* [Information shown]:

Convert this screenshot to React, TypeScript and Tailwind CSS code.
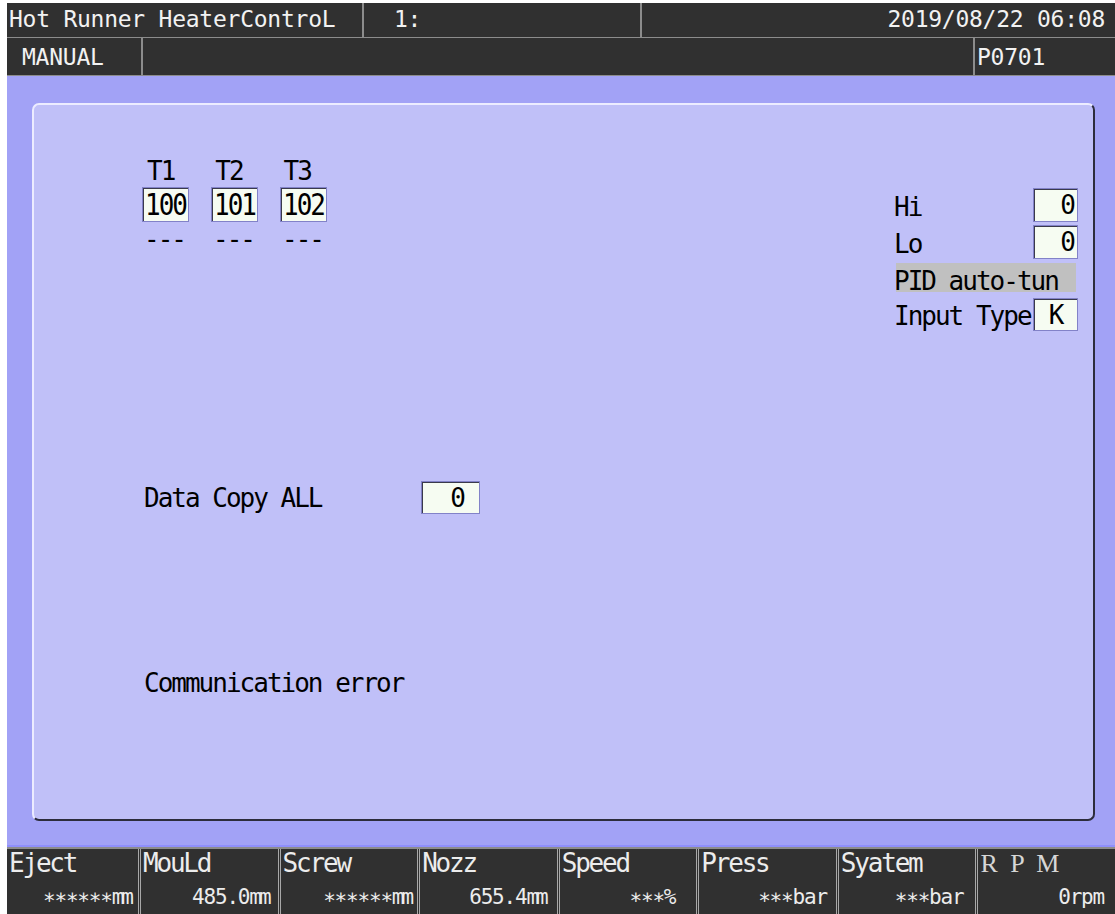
import React from "react";

const fieldBox =
  "flex items-center bg-[#f6fcf2] border border-[#8282c8] shadow-[inset_1px_1px_0_#3a3a4c] text-black";

function Header() {
  return (
    <header className="flex flex-col bg-[#303030] text-[#f2f2f2] text-[23px] tracking-[-0.25px] leading-none">
      <div className="h-[35px] flex border-b border-[#8c8c8c]">
        <div className="w-[355px] pl-[2px] pt-[5px] whitespace-pre">Hot Runner HeaterControL</div>
        <div className="w-[278px] border-l-2 border-[#8c8c8c] pl-[30px] pt-[5px]">1:</div>
        <div className="flex-1 border-l-2 border-[#8c8c8c] pr-[10px] pt-[5px] text-right">2019/08/22 06:08</div>
      </div>
      <div className="h-[38px] flex border-b border-[#8c8c8c]">
        <div className="w-[134px] pl-[15px] pt-[8px]">MANUAL</div>
        <div className="w-[832px] border-l-2 border-[#8c8c8c]" />
        <div className="flex-1 border-l-2 border-[#8c8c8c] pl-[2px] pt-[8px]">P0701</div>
      </div>
    </header>
  );
}

function ValueRow({ label, value }: { label: string; value: string }) {
  return (
    <div className="h-[34px] flex items-start justify-between">
      <span className="mt-[4px]">{label}</span>
      <div className={`w-[45px] h-[34px] justify-end pr-[3px] ${fieldBox}`}>{value}</div>
    </div>
  );
}

function Panel() {
  const temps = ["100", "101", "102"];
  return (
    <section className="flex-1 flex justify-between rounded-[7px] border-2 border-t-[#ececff] border-l-[#ececff] border-b-[#2c2c3c] border-r-[#2c2c3c] bg-[#c0c0f8] pl-[108px] pr-[15px] text-black text-[26px] tracking-[-2px] leading-[30px]">
      {/* zone temperatures and copy / status lines */}
      <div className="pt-[51px] flex flex-col">
        <div className="h-[30px] pl-[5px] whitespace-pre">T1   T2   T3</div>
        <div className="mt-[1px] flex gap-[22px]">
          {temps.map((t) => (
            <div key={t} className={`w-[47px] h-[35px] justify-center ${fieldBox}`}>
              <span className="inline-block scale-y-[1.15]">{t}</span>
            </div>
          ))}
        </div>
        <div className="mt-[2px] h-[30px] flex gap-[22px]">
          {temps.map((t) => (
            <div key={t} className="w-[47px] pl-[2px]">
              ---
            </div>
          ))}
        </div>
        <div className="mt-[227px] h-[33px] flex items-center">
          <div className="w-[279px] pl-[2px] whitespace-pre">Data Copy ALL</div>
          <div className={`w-[59px] h-[33px] justify-end pr-[15px] ${fieldBox}`}>0</div>
        </div>
        <div className="mt-[154px] h-[30px] pl-[2px] whitespace-pre">Communication error</div>
      </div>

      {/* alarm limits and sensor settings */}
      <div className="w-[184px] pt-[83px] flex flex-col">
        <ValueRow label="Hi" value="0" />
        <div className="mt-[3px]">
          <ValueRow label="Lo" value="0" />
        </div>
        <div className="mt-[4px] ml-[2px] w-[180px] h-[29px] bg-[#c0c0c0] pt-[3px] whitespace-pre">
          <span className="-ml-[2px]">PID auto-tun</span>
        </div>
        <div className="mt-[6px] h-[33px] flex items-start justify-between">
          <span className="mt-[3px] whitespace-pre">Input Type</span>
          <div className={`w-[45px] h-[33px] justify-center ${fieldBox}`}>K</div>
        </div>
      </div>
    </section>
  );
}

type Cell = { label: React.ReactNode; value: React.ReactNode; pr: string };

// millimetre unit: two m's squeezed into one narrow cell
const MM = <span className="tracking-[-3px] pr-[3px]">mm</span>;

const cells: Cell[] = [
  { label: "Eject", value: <>∗∗∗∗∗∗{MM}</>, pr: "pr-[4px]" },
  { label: "MouLd", value: <>485.0{MM}</>, pr: "pr-[6px]" },
  { label: "Screw", value: <>∗∗∗∗∗∗{MM}</>, pr: "pr-[3px]" },
  { label: "Nozz", value: <>655.4{MM}</>, pr: "pr-[8px]" },
  { label: "Speed", value: "∗∗∗%", pr: "pr-[21px]" },
  { label: "Press", value: "∗∗∗bar", pr: "pr-[9px]" },
  { label: "Syatem", value: "∗∗∗bar", pr: "pr-[12px]" },
  {
    label: <span className="font-['Liberation_Serif',serif] tracking-[3px] text-[#d6d6d6]">R P M</span>,
    value: "0rpm",
    pr: "pr-[11px]",
  },
];

function Footer() {
  return (
    <footer className="h-[67px] border-t-2 border-[#8c8c8c] bg-[#303030] grid grid-cols-[131px_repeat(7,1fr)] text-[#ececec] overflow-hidden">
      {cells.map((c, i) => (
        <div
          key={i}
          className={`flex flex-col pt-[1px] overflow-hidden ${i > 0 ? "border-l-[3px] border-double border-[#a8a8a8] pl-[2px]" : "pl-[2px]"}`}
        >
          <div className="h-[26px] text-[26px] leading-none tracking-[-2.2px] whitespace-pre">{c.label}</div>
          <div className={`mt-[11px] h-[22px] text-[21px] leading-none tracking-[-1.2px] text-right whitespace-pre ${c.pr}`}>
            {c.value}
          </div>
        </div>
      ))}
    </footer>
  );
}

export default function App() {
  return (
    <div className="w-[1115px] h-[914px] overflow-hidden bg-white pl-[7px] pt-[3px] flex flex-col font-['DejaVu_Sans_Mono',monospace]">
      <Header />
      <main className="flex-1 flex flex-col bg-[#a2a2f6] pl-[25px] pr-[20px] pt-[27px] pb-[24px] border-b-2 border-[#8f8ffc]">
        <Panel />
      </main>
      <Footer />
    </div>
  );
}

* [Exercise]:
Without the pictures, retype the whole of the material above exactly.

* [Response to the task]:
Convert this screenshot to React, TypeScript and Tailwind CSS code.
import React from "react";

const fieldBox =
  "flex items-center bg-[#f6fcf2] border border-[#8282c8] shadow-[inset_1px_1px_0_#3a3a4c] text-black";

function Header() {
  return (
    <header className="flex flex-col bg-[#303030] text-[#f2f2f2] text-[23px] tracking-[-0.25px] leading-none">
      <div className="h-[35px] flex border-b border-[#8c8c8c]">
        <div className="w-[355px] pl-[2px] pt-[5px] whitespace-pre">Hot Runner HeaterControL</div>
        <div className="w-[278px] border-l-2 border-[#8c8c8c] pl-[30px] pt-[5px]">1:</div>
        <div className="flex-1 border-l-2 border-[#8c8c8c] pr-[10px] pt-[5px] text-right">2019/08/22 06:08</div>
      </div>
      <div className="h-[38px] flex border-b border-[#8c8c8c]">
        <div className="w-[134px] pl-[15px] pt-[8px]">MANUAL</div>
        <div className="w-[832px] border-l-2 border-[#8c8c8c]" />
        <div className="flex-1 border-l-2 border-[#8c8c8c] pl-[2px] pt-[8px]">P0701</div>
      </div>
    </header>
  );
}

function ValueRow({ label, value }: { label: string; value: string }) {
  return (
    <div className="h-[34px] flex items-start justify-between">
      <span className="mt-[4px]">{label}</span>
      <div className={`w-[45px] h-[34px] justify-end pr-[3px] ${fieldBox}`}>{value}</div>
    </div>
  );
}

function Panel() {
  const temps = ["100", "101", "102"];
  return (
    <section className="flex-1 flex justify-between rounded-[7px] border-2 border-t-[#ececff] border-l-[#ececff] border-b-[#2c2c3c] border-r-[#2c2c3c] bg-[#c0c0f8] pl-[108px] pr-[15px] text-black text-[26px] tracking-[-2px] leading-[30px]">
      {/* zone temperatures and copy / status lines */}
      <div className="pt-[51px] flex flex-col">
        <div className="h-[30px] pl-[5px] whitespace-pre">T1   T2   T3</div>
        <div className="mt-[1px] flex gap-[22px]">
          {temps.map((t) => (
            <div key={t} className={`w-[47px] h-[35px] justify-center ${fieldBox}`}>
              <span className="inline-block scale-y-[1.15]">{t}</span>
            </div>
          ))}
        </div>
        <div className="mt-[2px] h-[30px] flex gap-[22px]">
          {temps.map((t) => (
            <div key={t} className="w-[47px] pl-[2px]">
              ---
            </div>
          ))}
        </div>
        <div className="mt-[227px] h-[33px] flex items-center">
          <div className="w-[279px] pl-[2px] whitespace-pre">Data Copy ALL</div>
          <div className={`w-[59px] h-[33px] justify-end pr-[15px] ${fieldBox}`}>0</div>
        </div>
        <div className="mt-[154px] h-[30px] pl-[2px] whitespace-pre">Communication error</div>
      </div>

      {/* alarm limits and sensor settings */}
      <div className="w-[184px] pt-[83px] flex flex-col">
        <ValueRow label="Hi" value="0" />
        <div className="mt-[3px]">
          <ValueRow label="Lo" value="0" />
        </div>
        <div className="mt-[4px] ml-[2px] w-[180px] h-[29px] bg-[#c0c0c0] pt-[3px] whitespace-pre">
          <span className="-ml-[2px]">PID auto-tun</span>
        </div>
        <div className="mt-[6px] h-[33px] flex items-start justify-between">
          <span className="mt-[3px] whitespace-pre">Input Type</span>
          <div className={`w-[45px] h-[33px] justify-center ${fieldBox}`}>K</div>
        </div>
      </div>
    </section>
  );
}

type Cell = { label: React.ReactNode; value: React.ReactNode; pr: string };

// millimetre unit: two m's squeezed into one narrow cell
const MM = <span className="tracking-[-3px] pr-[3px]">mm</span>;

const cells: Cell[] = [
  { label: "Eject", value: <>∗∗∗∗∗∗{MM}</>, pr: "pr-[4px]" },
  { label: "MouLd", value: <>485.0{MM}</>, pr: "pr-[6px]" },
  { label: "Screw", value: <>∗∗∗∗∗∗{MM}</>, pr: "pr-[3px]" },
  { label: "Nozz", value: <>655.4{MM}</>, pr: "pr-[8px]" },
  { label: "Speed", value: "∗∗∗%", pr: "pr-[21px]" },
  { label: "Press", value: "∗∗∗bar", pr: "pr-[9px]" },
  { label: "Syatem", value: "∗∗∗bar", pr: "pr-[12px]" },
  {
    label: <span className="font-['Liberation_Serif',serif] tracking-[3px] text-[#d6d6d6]">R P M</span>,
    value: "0rpm",
    pr: "pr-[11px]",
  },
];

function Footer() {
  return (
    <footer className="h-[67px] border-t-2 border-[#8c8c8c] bg-[#303030] grid grid-cols-[131px_repeat(7,1fr)] text-[#ececec] overflow-hidden">
      {cells.map((c, i) => (
        <div
          key={i}
          className={`flex flex-col pt-[1px] overflow-hidden ${i > 0 ? "border-l-[3px] border-double border-[#a8a8a8] pl-[2px]" : "pl-[2px]"}`}
        >
          <div className="h-[26px] text-[26px] leading-none tracking-[-2.2px] whitespace-pre">{c.label}</div>
          <div className={`mt-[11px] h-[22px] text-[21px] leading-none tracking-[-1.2px] text-right whitespace-pre ${c.pr}`}>
            {c.value}
          </div>
        </div>
      ))}
    </footer>
  );
}

export default function App() {
  return (
    <div className="w-[1115px] h-[914px] overflow-hidden bg-white pl-[7px] pt-[3px] flex flex-col font-['DejaVu_Sans_Mono',monospace]">
      <Header />
      <main className="flex-1 flex flex-col bg-[#a2a2f6] pl-[25px] pr-[20px] pt-[27px] pb-[24px] border-b-2 border-[#8f8ffc]">
        <Panel />
      </main>
      <Footer />
    </div>
  );
}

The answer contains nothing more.